Des découvertes touchantes, une collaboration inspirante

 

La recherche juridique préliminaire m’a mené à revoir des décisions précédentes de la CourIDH. Cette relecture me révèle le fait que je travaille maintenant auprès de l’avocate qui a représenté les victimes dans des dossiers impressionnants comme celui de Barrios Altos (Me Gloria Cano).

 

Ce cas emblématique fut plaidé pendant que le conflit entre le gouvernement et le groupe révolutionnaire armé « Sendero Luminoso » était toujours en cours. Un an après la fin du conflit armé, l’État péruvien, sous la présidence de l’ex-dictateur Fujimori, a été reconnu coupable de violations et les lois d’amnistie adoptées dans le but de permettre au responsables d’échapper à la justice furent déclarées invalides.

 

Jusqu’à présent, mon approche vis-à-vis de ces dossiers n’avait été que dans le cadre de mes études en droit international des droits humains. Maintenant, il m’est possible d’affirmer que j’ai appris à valoriser concrètement le travail de ces avocat-e-s engagé-e-s dans les causes des plus vulnérables.

 

APRODEH: une organisation admirable, un travail remarquable!

 

Dans le but de maintenir vivant la mémoire des victimes, APRODEH a appuyé la réalisation d’un hommage aux victimes, principalement des étudiants universitaires, enfants et adolescents qui ont subi des attaques des différentes parties au conflit. L’évènement commémorait le 14e anniversaire du rapport de la Commission de la Vérité et la Réconciliation sur la violence armée au Pérou.

 

En présence de d’un rassemblement des étudiants, d’organisations de défense des droits humains, de représentants de l’État et de citoyens, une mère a brièvement témoigné de sa douleur persistante, plus de 20 ans après la perte de son enfant de huit ans, aux mains des membres des forces armées. Les nouvelles générations ont entendu quelques autres témoignages dont le but était de réveiller la conscience historique des abominables faits qui ont endeuillé la mémoire péruvienne.

 

L’évènement fut magnifiquement clôturé par un groupe d’étudiants universitaires avec « En tu vibrar mi quebranto », œuvre artistique composée des différentes pièces, incluant du théâtre, de la danse et de la musique, qui recréait avec un esprit critique et de réflexion, la mémoire des innocents qui ont succombé à la violence.

 

Mes deux premières semaines à Lima démontrent ainsi à quel point ma mission sera bondée d’un travail plus qu’intéressante et surtout pleine de défis et activités. Contribuer avec ASFC à soutenir concrètement le travail des défenseurs de droits humains qui luttent à contrecourant avec les difficultés liées notamment à la corruption est, à la fois, une grande responsabilité et une source d’inspiration.

 

Sur l’auteure

 

Diana P. Carvajal est conseillère juridique volontaire déployée au Pérou dans le cadre du projet « Protection des enfants, femmes et autres collectivités en situation vulnérable» (PRODEF) mis en œuvre par Avocats sans frontières Canada (ASFC) et le Bureau international des droits des enfants (IBCR), grâce à l’appui financier du gouvernement du Canada accordé par l’entremise d’Affaires mondiales Canada. Á l’heure actuelle, elle appuie le volet litige stratégique dans l’organisation partenaire Asociación Pro-Derechos Humanos (APRODEH).

 

Références

 

1 – Cas Carpio Nicolle et al. c. Guatemala. Fond, réparations et coûts, Jugement du 22 novembre 2004, Cour Inter-Am DH., série C Nº 117, para 131; Cas Almonacid Arellano et al c. Chile, Exceptions préliminaires, fond, réparations et coûts, Jugement du 26 septembre 2006, Cour Inter-Am DH., série C Nº para 154.

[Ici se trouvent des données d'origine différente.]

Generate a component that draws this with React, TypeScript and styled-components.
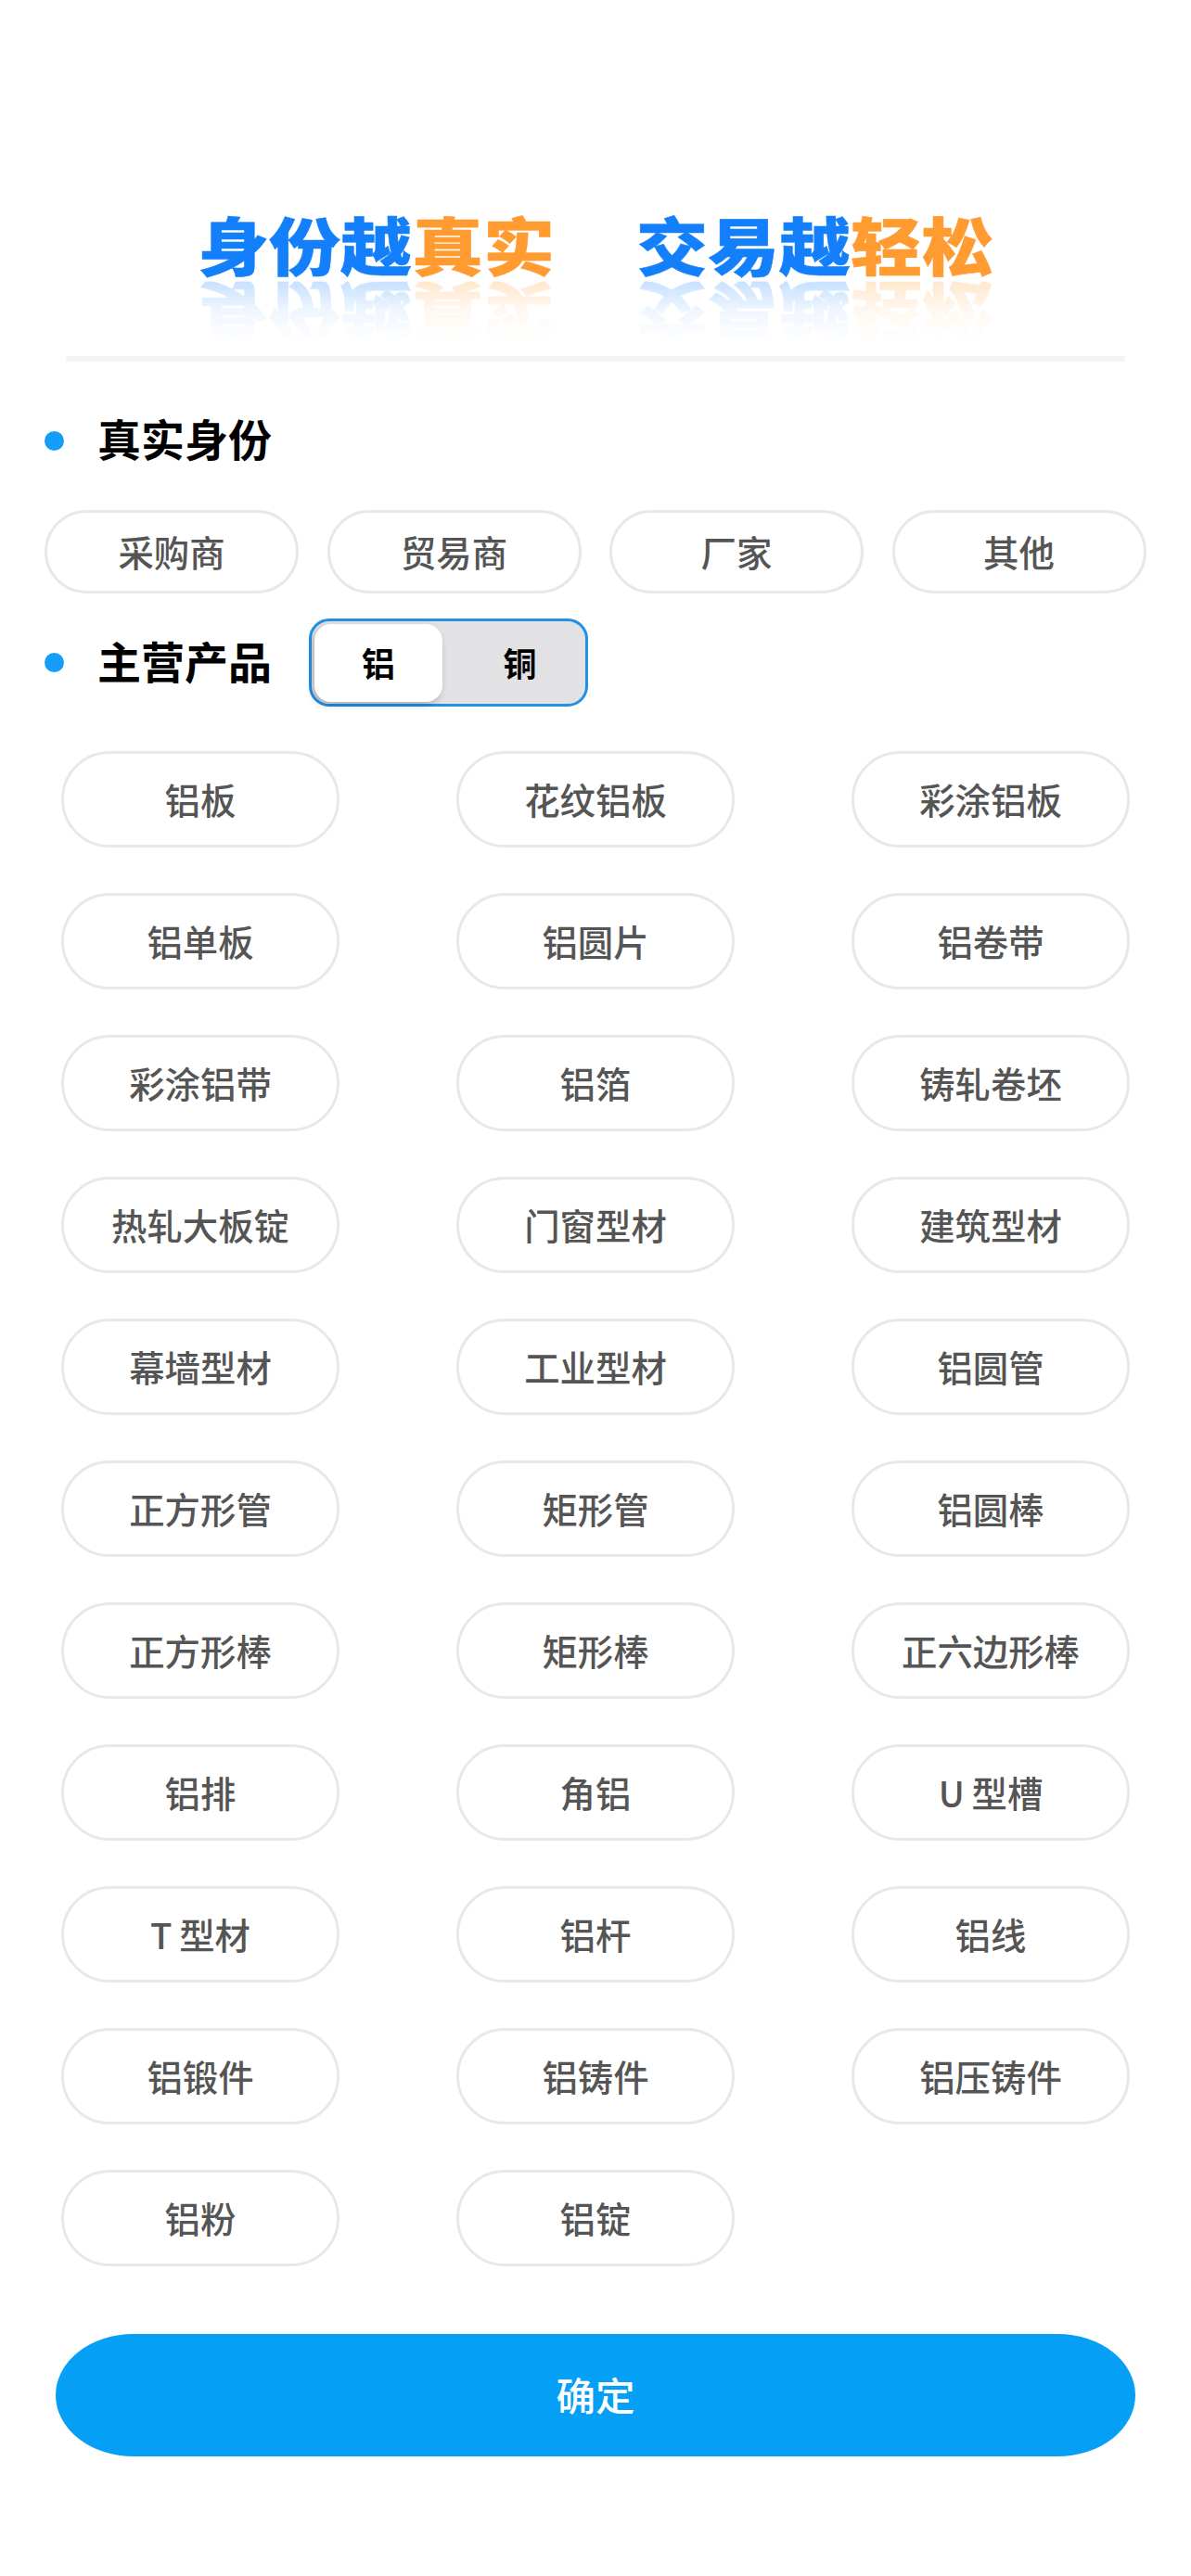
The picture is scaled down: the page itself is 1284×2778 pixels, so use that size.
import React from 'react';
import styled, { createGlobalStyle } from 'styled-components';

const Global = createGlobalStyle`
  html, body { margin: 0; padding: 0; background: #fff; }
  body { font-family: "Noto Sans CJK SC", "Noto Sans", sans-serif; }
  * { box-sizing: border-box; }
`;

const Page = styled.div`
  width: 1284px;
  height: 2778px;
  display: flex;
  flex-direction: column;
  background: #fff;
  overflow: hidden;
`;

const Banner = styled.div`
  height: 384px;
  padding-top: 224px;
  display: flex;
  justify-content: center;
  gap: 88px;
`;

const Slogan = styled.div`
  display: flex;
  height: 78px;
  font-size: 77px;
  line-height: 78px;
  font-weight: 900;
  transform: scaleY(0.88);
  -webkit-box-reflect: below 7px linear-gradient(transparent 8%, rgba(255, 255, 255, 0.07) 55%, rgba(255, 255, 255, 0.24));
`;

const SloganPart = styled.span<{ $tone: 'blue' | 'orange' }>`
  color: ${(p) => (p.$tone === 'blue' ? '#137ffb' : '#ff9b30')};
  -webkit-text-stroke: 0.5px ${(p) => (p.$tone === 'blue' ? '#137ffb' : '#ff9b30')};
`;

const Divider = styled.div`
  height: 6px;
  margin: 0 71px;
  background: #f4f4f8;
`;

const Section = styled.section`
  padding: 0 48px;
`;

const Heading = styled.div<{ $first?: boolean }>`
  display: flex;
  align-items: center;
  height: ${(p) => (p.$first ? '160px' : '95px')};
  padding-top: ${(p) => (p.$first ? '10px' : '0')};
  margin-top: ${(p) => (p.$first ? '0' : '27px')};
`;

const Dot = styled.i`
  width: 21px;
  height: 21px;
  border-radius: 50%;
  background: #149ef7;
  margin-right: 36px;
  flex: none;
`;

const Label = styled.h2`
  margin: -6px 0 0;
  font-size: 47px;
  line-height: 60px;
  font-weight: 700;
  color: #000;
`;

const RoleRow = styled.div`
  display: grid;
  grid-template-columns: repeat(4, 274px);
  column-gap: 30.5px;
  height: 90px;
`;

const Pill = styled.div`
  display: flex;
  align-items: center;
  justify-content: center;
  height: 100%;
  padding-bottom: 2px;
  border: 3px solid #e8e8e8;
  border-radius: 60px;
  font-size: 38.4px;
  font-weight: 500;
  color: #555;
  background: #fff;
`;

const Toggle = styled.div`
  display: flex;
  width: 301px;
  height: 95px;
  margin-left: 40px;
  padding: 3px;
  border: 3px solid #2191e8;
  border-radius: 22px;
  background: #e2e2e4;
`;

const Segment = styled.div<{ $on?: boolean }>`
  display: flex;
  align-items: center;
  justify-content: center;
  height: 84px;
  width: ${(p) => (p.$on ? '139px' : '152px')};
  padding-left: ${(p) => (p.$on ? '0' : '16px')};
  padding-bottom: 2px;
  border-radius: 18px;
  font-size: 36px;
  font-weight: 700;
  color: #000;
  background: ${(p) => (p.$on ? '#fff' : 'transparent')};
  box-shadow: ${(p) => (p.$on ? '-2px 3px 7px rgba(0, 0, 0, 0.24)' : 'none')};
`;

const ProductGrid = styled.div`
  display: grid;
  grid-template-columns: repeat(3, 300px);
  grid-auto-rows: 104px;
  justify-content: space-between;
  row-gap: 49px;
  margin: 48px 66px 0 66px;
`;

const Confirm = styled.button`
  display: flex;
  align-items: center;
  justify-content: center;
  width: 1164px;
  height: 132px;
  margin: 73px 0 0 60px;
  padding: 0 0 3px;
  border: none;
  border-radius: 84px / 66px;
  background: #069ff6;
  color: #fff;
  font-family: inherit;
  font-size: 42.5px;
  font-weight: 500;
`;

const roles = ['采购商', '贸易商', '厂家', '其他'];
const products = [
  '铝板', '花纹铝板', '彩涂铝板',
  '铝单板', '铝圆片', '铝卷带',
  '彩涂铝带', '铝箔', '铸轧卷坯',
  '热轧大板锭', '门窗型材', '建筑型材',
  '幕墙型材', '工业型材', '铝圆管',
  '正方形管', '矩形管', '铝圆棒',
  '正方形棒', '矩形棒', '正六边形棒',
  '铝排', '角铝', 'U\u2009型槽',
  'T\u2009型材', '铝杆', '铝线',
  '铝锻件', '铝铸件', '铝压铸件',
  '铝粉', '铝锭',
];

export default function App() {
  return (
    <Page>
      <Global />
      <Banner>
        <Slogan>
          <SloganPart $tone="blue">身份越</SloganPart>
          <SloganPart $tone="orange">真实</SloganPart>
        </Slogan>
        <Slogan>
          <SloganPart $tone="blue">交易越</SloganPart>
          <SloganPart $tone="orange">轻松</SloganPart>
        </Slogan>
      </Banner>
      <Divider />
      <Section>
        <Heading $first>
          <Dot />
          <Label>真实身份</Label>
        </Heading>
        <RoleRow>
          {roles.map((r) => (
            <Pill key={r}>{r}</Pill>
          ))}
        </RoleRow>
        <Heading>
          <Dot />
          <Label>主营产品</Label>
          <Toggle>
            <Segment $on>铝</Segment>
            <Segment>铜</Segment>
          </Toggle>
        </Heading>
      </Section>
      <ProductGrid>
        {products.map((p) => (
          <Pill key={p}>{p}</Pill>
        ))}
      </ProductGrid>
      <Confirm>确定</Confirm>
    </Page>
  );
}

2 – Cas Jeremías Osorio et famille c. Pérou, Exceptions préliminaires, fond, réparations et coûts, Jugement du 26 novembre 2013, Cour Inter-Am. DH., série C Nº 274, para 199.

3 – Cas Tibi c. Ecuador, Exceptions préliminaires, fond, réparations et coûts, Jugement du 7 septembre 2004, Cour Inter-Am DH., série C Nº 114, para 256; Cas Myrna Mack Chang c. Guatemala, Fond, réparations et coûts, Jugement du 25 novembre 2003, Cour Inter-Am. DH., série C Nº 101, para 274; Cas Jeremías Osorio et famille c. Pérou, Exceptions préliminaires, fond, réparations et coûts, Jugement du 26 novembre 2013, Cour Inter-Am. DH., série C Nº 274, paras 178 y 179.